**The request**
Where a line holds "components", copy it.

================

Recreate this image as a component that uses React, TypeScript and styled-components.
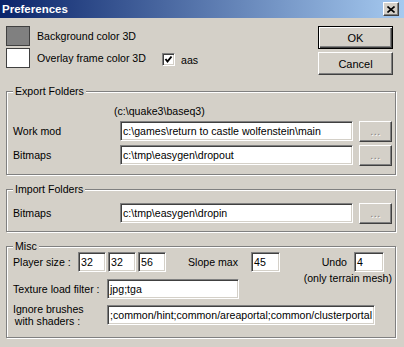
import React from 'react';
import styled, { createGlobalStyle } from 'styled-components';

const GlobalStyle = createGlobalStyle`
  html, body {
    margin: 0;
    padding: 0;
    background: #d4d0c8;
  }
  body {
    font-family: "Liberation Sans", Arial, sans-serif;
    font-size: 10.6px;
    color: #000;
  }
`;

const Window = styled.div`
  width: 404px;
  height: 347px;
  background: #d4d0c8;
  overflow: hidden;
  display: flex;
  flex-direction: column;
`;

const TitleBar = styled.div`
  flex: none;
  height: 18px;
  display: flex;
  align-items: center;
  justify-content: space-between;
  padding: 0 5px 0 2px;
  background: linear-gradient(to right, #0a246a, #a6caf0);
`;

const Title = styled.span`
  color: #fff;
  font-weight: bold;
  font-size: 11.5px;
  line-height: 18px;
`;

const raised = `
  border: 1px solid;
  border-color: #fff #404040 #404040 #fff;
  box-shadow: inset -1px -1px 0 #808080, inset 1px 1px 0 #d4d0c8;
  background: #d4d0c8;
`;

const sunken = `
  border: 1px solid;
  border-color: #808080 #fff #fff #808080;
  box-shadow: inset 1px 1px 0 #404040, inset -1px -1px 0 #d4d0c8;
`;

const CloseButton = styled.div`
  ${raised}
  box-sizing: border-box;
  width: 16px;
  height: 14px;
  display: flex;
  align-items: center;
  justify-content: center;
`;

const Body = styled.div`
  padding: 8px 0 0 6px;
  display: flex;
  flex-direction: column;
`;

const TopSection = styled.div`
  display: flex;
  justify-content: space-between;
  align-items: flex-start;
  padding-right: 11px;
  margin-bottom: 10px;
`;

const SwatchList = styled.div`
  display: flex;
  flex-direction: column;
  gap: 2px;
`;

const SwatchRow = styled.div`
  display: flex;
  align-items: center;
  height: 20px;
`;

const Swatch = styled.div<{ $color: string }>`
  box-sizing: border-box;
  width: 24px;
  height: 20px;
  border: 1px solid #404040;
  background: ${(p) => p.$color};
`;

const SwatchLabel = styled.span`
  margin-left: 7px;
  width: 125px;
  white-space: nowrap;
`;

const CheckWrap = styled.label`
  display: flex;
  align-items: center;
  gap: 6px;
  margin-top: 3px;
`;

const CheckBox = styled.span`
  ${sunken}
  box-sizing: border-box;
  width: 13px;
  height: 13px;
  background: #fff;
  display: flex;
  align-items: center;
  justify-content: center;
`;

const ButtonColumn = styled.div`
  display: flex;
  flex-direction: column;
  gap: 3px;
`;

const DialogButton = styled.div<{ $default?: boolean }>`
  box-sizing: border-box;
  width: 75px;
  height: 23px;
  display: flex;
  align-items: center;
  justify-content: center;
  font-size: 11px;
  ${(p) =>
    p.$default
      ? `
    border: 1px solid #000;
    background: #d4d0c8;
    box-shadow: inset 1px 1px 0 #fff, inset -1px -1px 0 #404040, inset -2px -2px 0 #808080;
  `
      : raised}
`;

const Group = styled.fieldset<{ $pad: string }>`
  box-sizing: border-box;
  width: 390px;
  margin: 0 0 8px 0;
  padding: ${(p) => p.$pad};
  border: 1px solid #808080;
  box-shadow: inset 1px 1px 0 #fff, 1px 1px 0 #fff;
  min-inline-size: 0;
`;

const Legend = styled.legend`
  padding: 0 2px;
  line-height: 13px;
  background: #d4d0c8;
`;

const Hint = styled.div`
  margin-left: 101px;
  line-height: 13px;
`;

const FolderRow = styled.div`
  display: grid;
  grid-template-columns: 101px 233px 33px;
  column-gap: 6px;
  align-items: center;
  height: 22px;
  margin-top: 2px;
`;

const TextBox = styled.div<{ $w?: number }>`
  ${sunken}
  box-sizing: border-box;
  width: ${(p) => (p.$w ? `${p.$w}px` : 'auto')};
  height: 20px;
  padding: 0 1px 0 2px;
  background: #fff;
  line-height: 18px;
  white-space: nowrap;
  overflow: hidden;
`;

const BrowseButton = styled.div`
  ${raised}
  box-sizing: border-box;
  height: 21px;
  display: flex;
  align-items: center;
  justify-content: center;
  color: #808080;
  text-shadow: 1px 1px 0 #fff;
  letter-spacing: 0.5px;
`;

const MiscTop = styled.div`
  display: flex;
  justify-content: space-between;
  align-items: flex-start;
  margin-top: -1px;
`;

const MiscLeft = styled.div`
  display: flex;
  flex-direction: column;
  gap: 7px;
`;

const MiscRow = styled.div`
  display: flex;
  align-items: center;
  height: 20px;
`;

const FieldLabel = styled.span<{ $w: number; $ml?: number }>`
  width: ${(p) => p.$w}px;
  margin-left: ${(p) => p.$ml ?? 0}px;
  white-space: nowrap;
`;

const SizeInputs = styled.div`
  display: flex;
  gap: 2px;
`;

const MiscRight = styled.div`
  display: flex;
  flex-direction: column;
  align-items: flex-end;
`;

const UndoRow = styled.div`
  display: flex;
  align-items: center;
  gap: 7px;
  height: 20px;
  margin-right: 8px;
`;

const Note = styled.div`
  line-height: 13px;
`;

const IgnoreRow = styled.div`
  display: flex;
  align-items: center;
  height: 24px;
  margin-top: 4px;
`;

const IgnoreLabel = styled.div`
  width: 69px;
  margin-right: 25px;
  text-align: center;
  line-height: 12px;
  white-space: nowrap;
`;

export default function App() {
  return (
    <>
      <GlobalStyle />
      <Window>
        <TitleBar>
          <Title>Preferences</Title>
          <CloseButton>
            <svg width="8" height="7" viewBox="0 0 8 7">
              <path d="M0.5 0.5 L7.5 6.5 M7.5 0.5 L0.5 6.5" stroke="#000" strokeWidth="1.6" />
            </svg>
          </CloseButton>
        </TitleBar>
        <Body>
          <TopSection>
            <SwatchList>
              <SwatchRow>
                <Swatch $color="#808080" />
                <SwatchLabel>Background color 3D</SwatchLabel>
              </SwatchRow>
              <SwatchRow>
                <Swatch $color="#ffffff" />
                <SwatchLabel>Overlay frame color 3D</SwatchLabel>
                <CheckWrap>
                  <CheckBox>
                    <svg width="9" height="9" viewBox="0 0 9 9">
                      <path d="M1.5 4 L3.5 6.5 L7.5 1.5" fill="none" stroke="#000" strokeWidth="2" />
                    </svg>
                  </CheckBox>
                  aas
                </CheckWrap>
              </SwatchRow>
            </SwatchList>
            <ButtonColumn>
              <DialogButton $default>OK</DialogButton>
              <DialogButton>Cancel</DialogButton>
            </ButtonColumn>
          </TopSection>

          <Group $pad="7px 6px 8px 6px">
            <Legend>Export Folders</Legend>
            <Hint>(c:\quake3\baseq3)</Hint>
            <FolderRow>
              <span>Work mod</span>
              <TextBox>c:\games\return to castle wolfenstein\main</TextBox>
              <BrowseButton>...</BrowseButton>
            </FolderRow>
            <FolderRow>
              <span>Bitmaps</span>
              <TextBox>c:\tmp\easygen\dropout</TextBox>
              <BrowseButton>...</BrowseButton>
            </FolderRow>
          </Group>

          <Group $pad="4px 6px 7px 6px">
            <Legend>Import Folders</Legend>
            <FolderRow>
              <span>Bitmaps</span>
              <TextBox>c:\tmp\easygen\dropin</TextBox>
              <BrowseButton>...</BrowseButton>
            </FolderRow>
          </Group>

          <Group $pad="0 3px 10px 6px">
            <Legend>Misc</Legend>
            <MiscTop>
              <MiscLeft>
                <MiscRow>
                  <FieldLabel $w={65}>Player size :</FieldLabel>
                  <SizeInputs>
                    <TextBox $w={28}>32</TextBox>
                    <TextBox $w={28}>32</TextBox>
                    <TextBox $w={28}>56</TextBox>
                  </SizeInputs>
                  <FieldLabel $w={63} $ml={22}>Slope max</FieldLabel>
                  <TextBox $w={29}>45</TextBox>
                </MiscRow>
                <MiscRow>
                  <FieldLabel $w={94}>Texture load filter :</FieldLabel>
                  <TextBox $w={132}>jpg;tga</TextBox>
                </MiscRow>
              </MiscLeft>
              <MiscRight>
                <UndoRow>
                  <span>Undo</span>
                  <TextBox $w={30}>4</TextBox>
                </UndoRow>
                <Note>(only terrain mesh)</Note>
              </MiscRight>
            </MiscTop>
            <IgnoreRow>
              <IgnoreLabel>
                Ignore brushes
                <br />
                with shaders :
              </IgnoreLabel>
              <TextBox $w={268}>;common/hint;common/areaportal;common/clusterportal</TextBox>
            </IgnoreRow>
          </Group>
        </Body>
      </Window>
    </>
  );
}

================

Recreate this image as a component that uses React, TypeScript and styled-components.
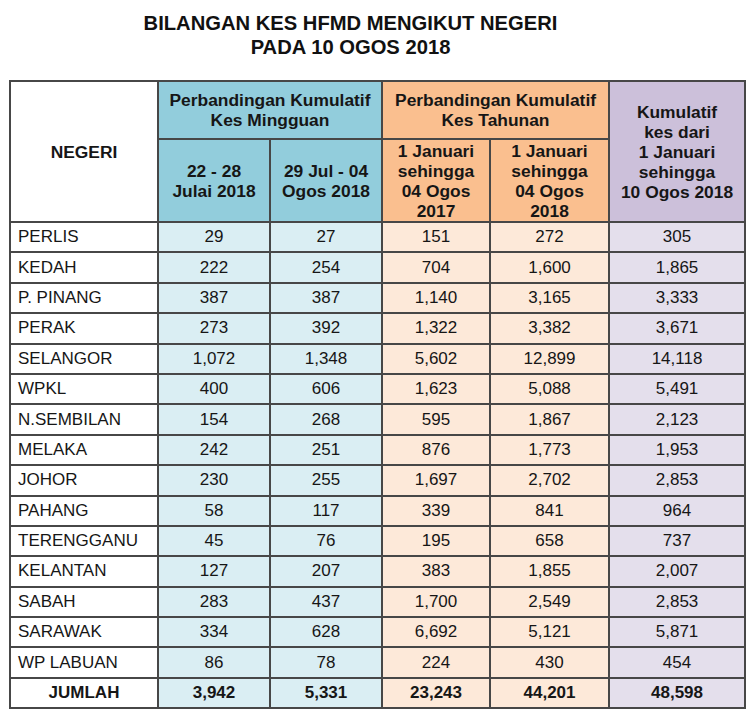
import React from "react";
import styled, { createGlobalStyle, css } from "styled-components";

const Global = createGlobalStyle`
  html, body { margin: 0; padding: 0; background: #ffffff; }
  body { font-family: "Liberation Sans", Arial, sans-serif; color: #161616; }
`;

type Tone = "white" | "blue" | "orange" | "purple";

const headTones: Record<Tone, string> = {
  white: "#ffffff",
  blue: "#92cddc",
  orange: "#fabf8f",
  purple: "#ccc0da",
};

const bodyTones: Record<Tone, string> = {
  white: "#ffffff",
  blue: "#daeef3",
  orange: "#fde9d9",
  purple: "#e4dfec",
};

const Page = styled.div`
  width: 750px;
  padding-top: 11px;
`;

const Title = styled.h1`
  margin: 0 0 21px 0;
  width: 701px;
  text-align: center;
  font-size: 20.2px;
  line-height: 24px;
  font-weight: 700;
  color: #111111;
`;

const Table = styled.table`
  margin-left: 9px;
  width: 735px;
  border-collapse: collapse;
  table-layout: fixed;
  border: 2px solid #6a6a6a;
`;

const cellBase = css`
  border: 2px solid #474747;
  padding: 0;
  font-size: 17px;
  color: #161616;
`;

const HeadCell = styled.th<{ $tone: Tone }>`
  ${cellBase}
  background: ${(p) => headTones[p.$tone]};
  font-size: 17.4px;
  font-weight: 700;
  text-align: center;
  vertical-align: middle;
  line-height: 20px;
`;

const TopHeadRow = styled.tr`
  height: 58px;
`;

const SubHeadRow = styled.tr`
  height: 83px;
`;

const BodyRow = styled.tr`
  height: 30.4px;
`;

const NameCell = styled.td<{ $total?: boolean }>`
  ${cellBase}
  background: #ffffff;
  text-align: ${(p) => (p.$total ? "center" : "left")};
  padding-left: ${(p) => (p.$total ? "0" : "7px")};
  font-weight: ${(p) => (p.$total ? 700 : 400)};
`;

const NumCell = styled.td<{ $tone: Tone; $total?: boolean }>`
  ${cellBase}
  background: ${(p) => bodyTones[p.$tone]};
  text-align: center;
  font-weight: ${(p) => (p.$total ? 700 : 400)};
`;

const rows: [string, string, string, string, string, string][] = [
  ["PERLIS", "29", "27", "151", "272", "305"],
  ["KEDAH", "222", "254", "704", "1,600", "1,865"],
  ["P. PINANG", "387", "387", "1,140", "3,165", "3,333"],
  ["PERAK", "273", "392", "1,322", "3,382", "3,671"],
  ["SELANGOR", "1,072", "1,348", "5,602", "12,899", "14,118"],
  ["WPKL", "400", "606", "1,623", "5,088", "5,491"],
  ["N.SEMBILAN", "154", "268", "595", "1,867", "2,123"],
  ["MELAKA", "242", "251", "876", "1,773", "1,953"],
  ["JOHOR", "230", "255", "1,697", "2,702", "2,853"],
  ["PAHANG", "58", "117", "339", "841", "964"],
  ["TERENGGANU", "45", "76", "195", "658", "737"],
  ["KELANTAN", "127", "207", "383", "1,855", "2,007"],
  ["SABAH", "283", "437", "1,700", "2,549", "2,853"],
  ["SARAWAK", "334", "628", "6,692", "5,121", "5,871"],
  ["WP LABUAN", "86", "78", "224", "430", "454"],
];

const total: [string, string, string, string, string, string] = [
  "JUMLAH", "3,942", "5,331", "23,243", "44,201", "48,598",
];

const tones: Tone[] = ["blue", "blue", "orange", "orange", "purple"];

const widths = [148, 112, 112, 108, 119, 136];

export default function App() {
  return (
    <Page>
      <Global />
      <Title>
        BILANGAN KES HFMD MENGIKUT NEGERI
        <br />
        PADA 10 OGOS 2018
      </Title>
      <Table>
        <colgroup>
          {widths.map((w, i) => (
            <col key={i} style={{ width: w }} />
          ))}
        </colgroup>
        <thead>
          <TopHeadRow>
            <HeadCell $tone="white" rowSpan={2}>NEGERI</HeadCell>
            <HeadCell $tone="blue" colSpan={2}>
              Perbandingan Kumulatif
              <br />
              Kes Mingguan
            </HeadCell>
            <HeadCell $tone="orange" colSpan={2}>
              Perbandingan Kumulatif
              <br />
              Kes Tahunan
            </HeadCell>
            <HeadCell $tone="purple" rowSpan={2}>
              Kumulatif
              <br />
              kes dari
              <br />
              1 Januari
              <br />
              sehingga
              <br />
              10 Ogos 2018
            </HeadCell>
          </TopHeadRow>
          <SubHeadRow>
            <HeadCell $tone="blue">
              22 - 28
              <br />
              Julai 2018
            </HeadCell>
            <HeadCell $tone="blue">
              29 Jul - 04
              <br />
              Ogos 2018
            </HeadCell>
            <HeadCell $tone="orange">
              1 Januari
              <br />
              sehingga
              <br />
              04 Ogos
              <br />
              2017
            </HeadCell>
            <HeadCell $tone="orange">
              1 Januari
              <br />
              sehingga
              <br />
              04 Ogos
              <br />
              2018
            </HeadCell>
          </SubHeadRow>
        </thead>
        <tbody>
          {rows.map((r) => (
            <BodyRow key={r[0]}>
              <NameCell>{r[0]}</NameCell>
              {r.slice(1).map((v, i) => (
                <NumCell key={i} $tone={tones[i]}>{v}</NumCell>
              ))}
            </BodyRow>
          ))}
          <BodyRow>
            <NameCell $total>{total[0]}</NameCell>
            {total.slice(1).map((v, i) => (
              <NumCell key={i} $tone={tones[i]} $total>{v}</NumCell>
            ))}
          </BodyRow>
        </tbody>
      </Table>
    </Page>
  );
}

================

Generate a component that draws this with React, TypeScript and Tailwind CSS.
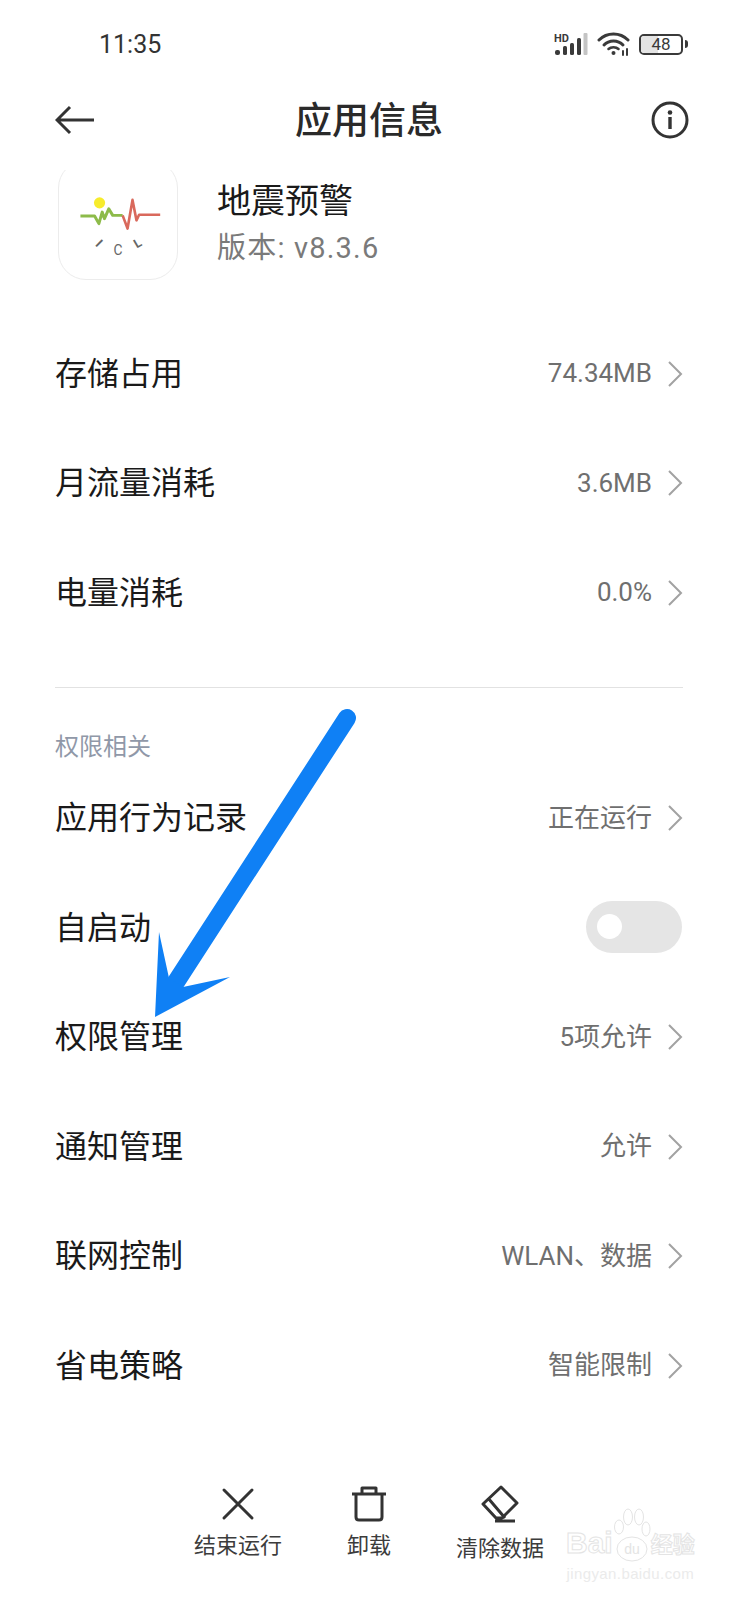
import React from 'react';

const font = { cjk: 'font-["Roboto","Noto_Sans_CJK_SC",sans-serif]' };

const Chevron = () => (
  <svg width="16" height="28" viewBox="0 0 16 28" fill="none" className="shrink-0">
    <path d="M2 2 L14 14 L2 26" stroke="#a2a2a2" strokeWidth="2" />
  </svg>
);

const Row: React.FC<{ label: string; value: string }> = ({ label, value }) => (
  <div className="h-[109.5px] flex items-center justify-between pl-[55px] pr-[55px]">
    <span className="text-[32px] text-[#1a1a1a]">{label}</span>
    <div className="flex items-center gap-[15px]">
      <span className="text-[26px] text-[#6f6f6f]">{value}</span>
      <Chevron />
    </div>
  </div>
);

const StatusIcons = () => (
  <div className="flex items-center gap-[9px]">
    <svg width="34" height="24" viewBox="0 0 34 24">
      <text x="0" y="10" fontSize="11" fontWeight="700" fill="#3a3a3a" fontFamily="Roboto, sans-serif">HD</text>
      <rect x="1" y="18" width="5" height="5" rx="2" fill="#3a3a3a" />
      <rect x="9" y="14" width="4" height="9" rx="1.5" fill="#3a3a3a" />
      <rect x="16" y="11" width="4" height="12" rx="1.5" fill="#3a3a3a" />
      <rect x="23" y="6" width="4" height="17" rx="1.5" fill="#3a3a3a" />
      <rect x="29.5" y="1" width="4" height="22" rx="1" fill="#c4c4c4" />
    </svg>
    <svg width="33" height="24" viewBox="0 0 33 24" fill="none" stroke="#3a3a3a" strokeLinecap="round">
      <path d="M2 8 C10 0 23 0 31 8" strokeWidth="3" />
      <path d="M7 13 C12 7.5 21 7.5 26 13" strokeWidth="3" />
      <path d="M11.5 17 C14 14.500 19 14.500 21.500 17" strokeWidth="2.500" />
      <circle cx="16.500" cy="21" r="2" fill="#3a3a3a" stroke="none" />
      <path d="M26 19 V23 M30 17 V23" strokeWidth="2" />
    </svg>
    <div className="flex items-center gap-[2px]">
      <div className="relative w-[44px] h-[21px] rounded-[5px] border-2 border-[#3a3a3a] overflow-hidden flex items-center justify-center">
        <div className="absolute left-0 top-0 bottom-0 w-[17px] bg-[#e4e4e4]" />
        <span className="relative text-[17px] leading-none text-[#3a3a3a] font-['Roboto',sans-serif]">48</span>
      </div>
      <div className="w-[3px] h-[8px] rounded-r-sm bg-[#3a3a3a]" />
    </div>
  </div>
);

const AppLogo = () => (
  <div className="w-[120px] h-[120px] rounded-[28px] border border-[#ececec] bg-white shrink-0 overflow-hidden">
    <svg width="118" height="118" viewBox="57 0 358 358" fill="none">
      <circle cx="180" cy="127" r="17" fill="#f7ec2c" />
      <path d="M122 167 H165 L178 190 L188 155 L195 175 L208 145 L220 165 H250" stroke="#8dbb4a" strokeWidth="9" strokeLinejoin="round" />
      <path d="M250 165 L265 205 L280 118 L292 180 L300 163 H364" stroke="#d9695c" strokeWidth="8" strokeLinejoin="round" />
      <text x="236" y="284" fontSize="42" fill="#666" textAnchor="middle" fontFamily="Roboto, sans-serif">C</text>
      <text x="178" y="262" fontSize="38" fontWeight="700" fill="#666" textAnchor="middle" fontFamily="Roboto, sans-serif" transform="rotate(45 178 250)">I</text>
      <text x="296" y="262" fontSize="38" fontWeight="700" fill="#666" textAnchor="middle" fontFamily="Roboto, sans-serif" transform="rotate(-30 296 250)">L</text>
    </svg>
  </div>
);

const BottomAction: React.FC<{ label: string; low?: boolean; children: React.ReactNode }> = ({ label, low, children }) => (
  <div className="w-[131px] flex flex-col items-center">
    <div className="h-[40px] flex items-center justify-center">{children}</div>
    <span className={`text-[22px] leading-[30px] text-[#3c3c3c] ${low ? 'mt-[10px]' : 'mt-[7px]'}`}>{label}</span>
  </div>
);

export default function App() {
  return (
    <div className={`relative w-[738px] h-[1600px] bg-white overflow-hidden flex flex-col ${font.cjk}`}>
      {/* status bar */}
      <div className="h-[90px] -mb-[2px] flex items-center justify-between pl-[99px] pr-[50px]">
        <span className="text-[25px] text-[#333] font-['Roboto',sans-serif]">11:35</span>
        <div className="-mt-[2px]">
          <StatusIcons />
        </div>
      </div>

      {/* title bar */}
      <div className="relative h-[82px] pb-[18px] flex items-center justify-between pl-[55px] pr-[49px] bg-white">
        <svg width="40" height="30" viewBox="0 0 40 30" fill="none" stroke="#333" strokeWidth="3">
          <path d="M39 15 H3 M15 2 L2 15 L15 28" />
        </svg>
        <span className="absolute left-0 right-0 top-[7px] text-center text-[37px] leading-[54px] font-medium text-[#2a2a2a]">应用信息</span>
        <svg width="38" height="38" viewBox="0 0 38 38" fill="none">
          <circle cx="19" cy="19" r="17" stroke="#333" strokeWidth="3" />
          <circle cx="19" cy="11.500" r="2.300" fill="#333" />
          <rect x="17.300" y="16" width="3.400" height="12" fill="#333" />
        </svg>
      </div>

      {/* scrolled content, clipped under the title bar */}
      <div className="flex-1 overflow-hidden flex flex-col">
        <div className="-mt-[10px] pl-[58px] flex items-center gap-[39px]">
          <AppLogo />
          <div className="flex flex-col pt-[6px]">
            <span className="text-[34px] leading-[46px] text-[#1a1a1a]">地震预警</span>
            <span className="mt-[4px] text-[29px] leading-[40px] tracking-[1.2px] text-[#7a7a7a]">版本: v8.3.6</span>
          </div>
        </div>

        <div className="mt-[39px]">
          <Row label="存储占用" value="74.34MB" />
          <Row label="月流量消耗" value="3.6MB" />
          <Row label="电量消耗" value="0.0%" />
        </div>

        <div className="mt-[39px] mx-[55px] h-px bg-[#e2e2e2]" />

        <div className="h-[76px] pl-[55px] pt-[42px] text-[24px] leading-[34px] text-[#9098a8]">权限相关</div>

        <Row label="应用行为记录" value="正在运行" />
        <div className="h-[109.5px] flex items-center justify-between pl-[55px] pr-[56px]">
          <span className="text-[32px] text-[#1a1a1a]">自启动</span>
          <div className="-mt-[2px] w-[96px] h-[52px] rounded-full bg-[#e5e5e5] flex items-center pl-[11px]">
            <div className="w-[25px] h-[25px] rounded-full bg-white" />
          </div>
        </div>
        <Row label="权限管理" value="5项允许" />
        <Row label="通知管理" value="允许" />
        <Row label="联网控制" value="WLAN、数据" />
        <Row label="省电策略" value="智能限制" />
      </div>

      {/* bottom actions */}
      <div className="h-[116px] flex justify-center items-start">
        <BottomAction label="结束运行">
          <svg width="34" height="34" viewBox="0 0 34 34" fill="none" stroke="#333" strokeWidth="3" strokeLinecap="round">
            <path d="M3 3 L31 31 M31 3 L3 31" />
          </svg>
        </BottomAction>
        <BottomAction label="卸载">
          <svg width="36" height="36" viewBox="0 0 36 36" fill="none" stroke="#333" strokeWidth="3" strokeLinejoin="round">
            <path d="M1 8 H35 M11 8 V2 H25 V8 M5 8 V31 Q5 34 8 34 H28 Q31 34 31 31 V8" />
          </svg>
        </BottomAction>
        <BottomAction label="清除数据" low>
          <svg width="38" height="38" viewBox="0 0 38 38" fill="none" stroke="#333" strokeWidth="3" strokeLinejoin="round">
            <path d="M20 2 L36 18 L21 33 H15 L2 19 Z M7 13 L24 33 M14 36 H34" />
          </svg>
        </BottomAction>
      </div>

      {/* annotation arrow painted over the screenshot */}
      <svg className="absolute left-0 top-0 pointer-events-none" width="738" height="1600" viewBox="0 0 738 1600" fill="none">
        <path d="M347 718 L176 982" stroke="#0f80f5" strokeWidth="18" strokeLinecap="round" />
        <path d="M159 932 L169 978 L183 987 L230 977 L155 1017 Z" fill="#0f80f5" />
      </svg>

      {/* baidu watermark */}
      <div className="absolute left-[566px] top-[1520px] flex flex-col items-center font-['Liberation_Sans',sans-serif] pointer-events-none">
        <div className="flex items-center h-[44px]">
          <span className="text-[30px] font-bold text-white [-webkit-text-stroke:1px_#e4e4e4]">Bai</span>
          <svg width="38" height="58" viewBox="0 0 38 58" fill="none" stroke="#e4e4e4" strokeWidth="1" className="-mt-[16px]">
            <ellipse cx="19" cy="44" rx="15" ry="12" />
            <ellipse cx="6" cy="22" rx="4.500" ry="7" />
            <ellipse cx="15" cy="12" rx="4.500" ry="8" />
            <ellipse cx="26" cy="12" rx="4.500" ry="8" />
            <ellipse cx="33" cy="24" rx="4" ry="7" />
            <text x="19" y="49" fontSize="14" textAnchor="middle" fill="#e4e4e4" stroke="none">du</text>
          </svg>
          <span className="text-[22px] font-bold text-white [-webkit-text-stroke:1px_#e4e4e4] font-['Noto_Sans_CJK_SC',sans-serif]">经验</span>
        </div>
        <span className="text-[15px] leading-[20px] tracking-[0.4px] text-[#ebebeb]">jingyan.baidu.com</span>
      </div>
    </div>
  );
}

================

**Result of the exercise**
Recreate this image as a component that uses React, TypeScript and styled-components.
import styled, { createGlobalStyle } from 'styled-components';
Recreate this image as a component that uses React, TypeScript and styled-components.
import styled, { createGlobalStyle, css } from "styled-components";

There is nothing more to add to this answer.